"""

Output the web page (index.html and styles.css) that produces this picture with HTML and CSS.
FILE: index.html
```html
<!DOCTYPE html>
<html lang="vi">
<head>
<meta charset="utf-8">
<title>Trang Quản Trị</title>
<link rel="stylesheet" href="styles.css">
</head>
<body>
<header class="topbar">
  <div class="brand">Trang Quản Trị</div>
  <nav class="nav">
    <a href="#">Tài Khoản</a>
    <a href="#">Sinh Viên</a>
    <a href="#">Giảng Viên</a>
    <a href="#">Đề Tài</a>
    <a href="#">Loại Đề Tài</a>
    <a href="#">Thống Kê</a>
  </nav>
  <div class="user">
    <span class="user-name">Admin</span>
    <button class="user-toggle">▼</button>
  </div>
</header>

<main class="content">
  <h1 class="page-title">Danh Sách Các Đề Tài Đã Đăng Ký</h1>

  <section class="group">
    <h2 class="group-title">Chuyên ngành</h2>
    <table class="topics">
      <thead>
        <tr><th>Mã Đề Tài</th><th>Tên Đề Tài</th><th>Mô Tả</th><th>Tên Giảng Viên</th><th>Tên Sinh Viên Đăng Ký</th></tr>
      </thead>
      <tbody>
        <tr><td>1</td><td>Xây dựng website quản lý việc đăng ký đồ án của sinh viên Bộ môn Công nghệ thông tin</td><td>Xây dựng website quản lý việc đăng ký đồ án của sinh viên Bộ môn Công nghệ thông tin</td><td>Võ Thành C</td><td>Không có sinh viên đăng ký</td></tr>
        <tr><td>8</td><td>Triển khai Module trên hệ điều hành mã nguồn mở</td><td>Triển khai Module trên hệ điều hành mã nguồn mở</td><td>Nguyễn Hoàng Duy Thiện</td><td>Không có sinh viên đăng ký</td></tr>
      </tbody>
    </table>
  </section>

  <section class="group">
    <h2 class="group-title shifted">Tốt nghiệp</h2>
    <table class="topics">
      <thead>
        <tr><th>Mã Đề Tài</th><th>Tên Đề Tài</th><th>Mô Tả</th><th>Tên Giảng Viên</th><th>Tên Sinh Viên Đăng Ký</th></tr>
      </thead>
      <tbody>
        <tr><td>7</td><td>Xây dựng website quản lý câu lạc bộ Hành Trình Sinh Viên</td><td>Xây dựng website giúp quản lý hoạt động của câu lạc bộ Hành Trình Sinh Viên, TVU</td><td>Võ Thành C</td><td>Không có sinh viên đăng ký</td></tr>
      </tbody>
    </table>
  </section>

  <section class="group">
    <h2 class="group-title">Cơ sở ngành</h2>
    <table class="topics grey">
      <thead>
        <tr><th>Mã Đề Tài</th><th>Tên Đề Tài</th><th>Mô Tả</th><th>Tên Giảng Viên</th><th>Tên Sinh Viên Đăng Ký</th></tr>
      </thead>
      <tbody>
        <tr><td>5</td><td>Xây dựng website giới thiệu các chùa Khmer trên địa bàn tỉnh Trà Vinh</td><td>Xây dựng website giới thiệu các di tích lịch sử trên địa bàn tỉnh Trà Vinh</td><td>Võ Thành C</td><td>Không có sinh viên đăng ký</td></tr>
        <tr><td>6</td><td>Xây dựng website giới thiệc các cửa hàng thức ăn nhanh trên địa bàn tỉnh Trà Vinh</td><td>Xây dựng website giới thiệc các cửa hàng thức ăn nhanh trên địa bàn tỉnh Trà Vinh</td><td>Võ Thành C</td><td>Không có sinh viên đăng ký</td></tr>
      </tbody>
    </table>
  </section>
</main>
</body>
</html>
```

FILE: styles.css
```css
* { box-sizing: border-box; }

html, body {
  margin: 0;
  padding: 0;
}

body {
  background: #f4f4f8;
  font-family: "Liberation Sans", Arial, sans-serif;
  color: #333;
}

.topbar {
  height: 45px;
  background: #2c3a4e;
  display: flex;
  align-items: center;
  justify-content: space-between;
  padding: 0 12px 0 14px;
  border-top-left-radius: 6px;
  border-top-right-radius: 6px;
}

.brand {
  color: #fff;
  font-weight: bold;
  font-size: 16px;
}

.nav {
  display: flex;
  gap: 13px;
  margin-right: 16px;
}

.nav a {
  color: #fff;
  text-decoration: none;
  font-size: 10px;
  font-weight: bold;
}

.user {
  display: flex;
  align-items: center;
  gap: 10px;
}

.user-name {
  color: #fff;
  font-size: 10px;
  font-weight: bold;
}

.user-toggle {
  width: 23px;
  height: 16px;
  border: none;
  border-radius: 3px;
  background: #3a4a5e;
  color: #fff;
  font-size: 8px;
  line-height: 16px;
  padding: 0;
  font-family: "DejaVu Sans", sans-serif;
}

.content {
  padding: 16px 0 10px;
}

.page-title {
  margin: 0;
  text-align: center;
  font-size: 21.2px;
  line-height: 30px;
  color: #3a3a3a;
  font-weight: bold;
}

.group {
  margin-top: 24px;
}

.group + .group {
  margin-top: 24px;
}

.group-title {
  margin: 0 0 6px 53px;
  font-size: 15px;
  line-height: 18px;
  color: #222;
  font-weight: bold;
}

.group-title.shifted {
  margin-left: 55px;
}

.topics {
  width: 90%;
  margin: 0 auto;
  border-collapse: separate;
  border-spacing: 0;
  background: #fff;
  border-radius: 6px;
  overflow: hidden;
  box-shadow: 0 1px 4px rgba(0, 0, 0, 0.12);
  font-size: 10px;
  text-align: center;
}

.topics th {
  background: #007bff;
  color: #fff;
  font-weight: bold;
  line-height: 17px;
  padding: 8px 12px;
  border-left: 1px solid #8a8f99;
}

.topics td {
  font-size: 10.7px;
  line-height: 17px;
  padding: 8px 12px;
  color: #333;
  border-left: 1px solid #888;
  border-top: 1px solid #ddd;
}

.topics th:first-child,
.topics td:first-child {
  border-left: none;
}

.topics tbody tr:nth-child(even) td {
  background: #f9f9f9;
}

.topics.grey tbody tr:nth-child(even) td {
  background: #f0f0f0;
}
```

"""

Task - Your task is to quote all of the data word for word.

Full solution -
Output the web page (index.html and styles.css) that produces this picture with HTML and CSS.
FILE: index.html
```html
<!DOCTYPE html>
<html lang="vi">
<head>
<meta charset="utf-8">
<title>Trang Quản Trị</title>
<link rel="stylesheet" href="styles.css">
</head>
<body>
<header class="topbar">
  <div class="brand">Trang Quản Trị</div>
  <nav class="nav">
    <a href="#">Tài Khoản</a>
    <a href="#">Sinh Viên</a>
    <a href="#">Giảng Viên</a>
    <a href="#">Đề Tài</a>
    <a href="#">Loại Đề Tài</a>
    <a href="#">Thống Kê</a>
  </nav>
  <div class="user">
    <span class="user-name">Admin</span>
    <button class="user-toggle">▼</button>
  </div>
</header>

<main class="content">
  <h1 class="page-title">Danh Sách Các Đề Tài Đã Đăng Ký</h1>

  <section class="group">
    <h2 class="group-title">Chuyên ngành</h2>
    <table class="topics">
      <thead>
        <tr><th>Mã Đề Tài</th><th>Tên Đề Tài</th><th>Mô Tả</th><th>Tên Giảng Viên</th><th>Tên Sinh Viên Đăng Ký</th></tr>
      </thead>
      <tbody>
        <tr><td>1</td><td>Xây dựng website quản lý việc đăng ký đồ án của sinh viên Bộ môn Công nghệ thông tin</td><td>Xây dựng website quản lý việc đăng ký đồ án của sinh viên Bộ môn Công nghệ thông tin</td><td>Võ Thành C</td><td>Không có sinh viên đăng ký</td></tr>
        <tr><td>8</td><td>Triển khai Module trên hệ điều hành mã nguồn mở</td><td>Triển khai Module trên hệ điều hành mã nguồn mở</td><td>Nguyễn Hoàng Duy Thiện</td><td>Không có sinh viên đăng ký</td></tr>
      </tbody>
    </table>
  </section>

  <section class="group">
    <h2 class="group-title shifted">Tốt nghiệp</h2>
    <table class="topics">
      <thead>
        <tr><th>Mã Đề Tài</th><th>Tên Đề Tài</th><th>Mô Tả</th><th>Tên Giảng Viên</th><th>Tên Sinh Viên Đăng Ký</th></tr>
      </thead>
      <tbody>
        <tr><td>7</td><td>Xây dựng website quản lý câu lạc bộ Hành Trình Sinh Viên</td><td>Xây dựng website giúp quản lý hoạt động của câu lạc bộ Hành Trình Sinh Viên, TVU</td><td>Võ Thành C</td><td>Không có sinh viên đăng ký</td></tr>
      </tbody>
    </table>
  </section>

  <section class="group">
    <h2 class="group-title">Cơ sở ngành</h2>
    <table class="topics grey">
      <thead>
        <tr><th>Mã Đề Tài</th><th>Tên Đề Tài</th><th>Mô Tả</th><th>Tên Giảng Viên</th><th>Tên Sinh Viên Đăng Ký</th></tr>
      </thead>
      <tbody>
        <tr><td>5</td><td>Xây dựng website giới thiệu các chùa Khmer trên địa bàn tỉnh Trà Vinh</td><td>Xây dựng website giới thiệu các di tích lịch sử trên địa bàn tỉnh Trà Vinh</td><td>Võ Thành C</td><td>Không có sinh viên đăng ký</td></tr>
        <tr><td>6</td><td>Xây dựng website giới thiệc các cửa hàng thức ăn nhanh trên địa bàn tỉnh Trà Vinh</td><td>Xây dựng website giới thiệc các cửa hàng thức ăn nhanh trên địa bàn tỉnh Trà Vinh</td><td>Võ Thành C</td><td>Không có sinh viên đăng ký</td></tr>
      </tbody>
    </table>
  </section>
</main>
</body>
</html>
```

FILE: styles.css
```css
* { box-sizing: border-box; }

html, body {
  margin: 0;
  padding: 0;
}

body {
  background: #f4f4f8;
  font-family: "Liberation Sans", Arial, sans-serif;
  color: #333;
}

.topbar {
  height: 45px;
  background: #2c3a4e;
  display: flex;
  align-items: center;
  justify-content: space-between;
  padding: 0 12px 0 14px;
  border-top-left-radius: 6px;
  border-top-right-radius: 6px;
}

.brand {
  color: #fff;
  font-weight: bold;
  font-size: 16px;
}

.nav {
  display: flex;
  gap: 13px;
  margin-right: 16px;
}

.nav a {
  color: #fff;
  text-decoration: none;
  font-size: 10px;
  font-weight: bold;
}

.user {
  display: flex;
  align-items: center;
  gap: 10px;
}

.user-name {
  color: #fff;
  font-size: 10px;
  font-weight: bold;
}

.user-toggle {
  width: 23px;
  height: 16px;
  border: none;
  border-radius: 3px;
  background: #3a4a5e;
  color: #fff;
  font-size: 8px;
  line-height: 16px;
  padding: 0;
  font-family: "DejaVu Sans", sans-serif;
}

.content {
  padding: 16px 0 10px;
}

.page-title {
  margin: 0;
  text-align: center;
  font-size: 21.2px;
  line-height: 30px;
  color: #3a3a3a;
  font-weight: bold;
}

.group {
  margin-top: 24px;
}

.group + .group {
  margin-top: 24px;
}

.group-title {
  margin: 0 0 6px 53px;
  font-size: 15px;
  line-height: 18px;
  color: #222;
  font-weight: bold;
}

.group-title.shifted {
  margin-left: 55px;
}

.topics {
  width: 90%;
  margin: 0 auto;
  border-collapse: separate;
  border-spacing: 0;
  background: #fff;
  border-radius: 6px;
  overflow: hidden;
  box-shadow: 0 1px 4px rgba(0, 0, 0, 0.12);
  font-size: 10px;
  text-align: center;
}

.topics th {
  background: #007bff;
  color: #fff;
  font-weight: bold;
  line-height: 17px;
  padding: 8px 12px;
  border-left: 1px solid #8a8f99;
}

.topics td {
  font-size: 10.7px;
  line-height: 17px;
  padding: 8px 12px;
  color: #333;
  border-left: 1px solid #888;
  border-top: 1px solid #ddd;
}

.topics th:first-child,
.topics td:first-child {
  border-left: none;
}

.topics tbody tr:nth-child(even) td {
  background: #f9f9f9;
}

.topics.grey tbody tr:nth-child(even) td {
  background: #f0f0f0;
}
```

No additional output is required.